The Spac machine cranks up again
The market for blank-cheque companies is reviving following a series of scandals and regulatory scrutiny. While supporters say they are just another fundraising tool, many of the problems remain.

The miserly Y43 cost of bullet-train efficiency 
‘Petty. Embittered. Absurd. There are plenty of words that have been applied to the legal skirmish centring on an unnamed bullet-train driver, a slightly overdue arrival at a depot in western Japan and the Y43 ($0.37) his employer docked from his wages.’
An interesting read about how Japanese companies are able to leverage their staff to high standards if efficiency.

There is no easy escape from the global debt trap  By Ruchir Sharma, Morgan Stanley Investment Management’s chief global strategist. ‘One of the big mysteries in the global economy is why, though inflation is making a strong comeback, longterm interest rates have barely budged in recent months.’
‘Now, much milder tightening could tip many countries into economic trouble. The number of countries in which total debt amounts to more than 300 per cent of GDP has risen over the past two decades from a half dozen to two dozen, including the US. An aggressive rate rise could also deflate elevated asset prices, which is usually deflationary for the economy as well.

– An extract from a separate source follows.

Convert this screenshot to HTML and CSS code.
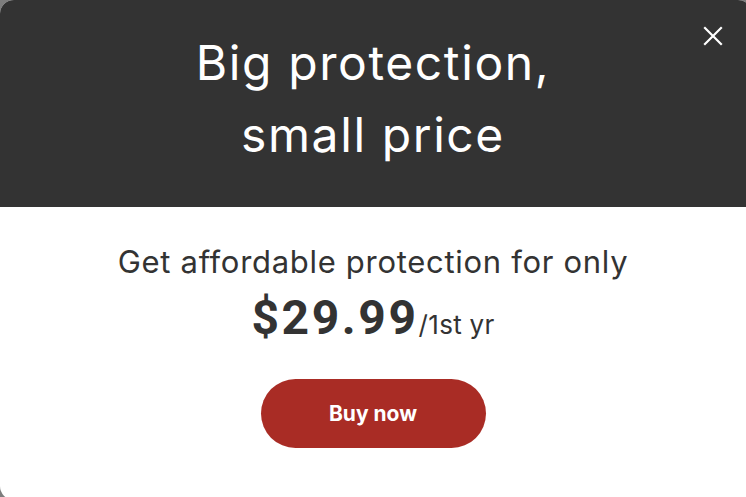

Those vulnerabilities would explain why the market appears so focused on the “policy error” scenario, in which central banks are forced to raise rates sharply, tripping the economy and eventually pushing rates back down.
In effect, the world is stuck in a debt trap, which suggests that while the refusal of long-term rates to rise significantly is new and unexpected, it may also be entirely rational.’

US commission heralds coming capital wars  By Rana Foroohar
Looks at the recent ‘US-China Economic and Security Review Commission report, issued to Congress last week, which recommended a host of new limits on business between the two countries, not just on goods and labour, but also capital flows.’
It concludes ‘Anyone who thinks that there won’t be more constraints on business between the two countries would be wise to read the report carefully.’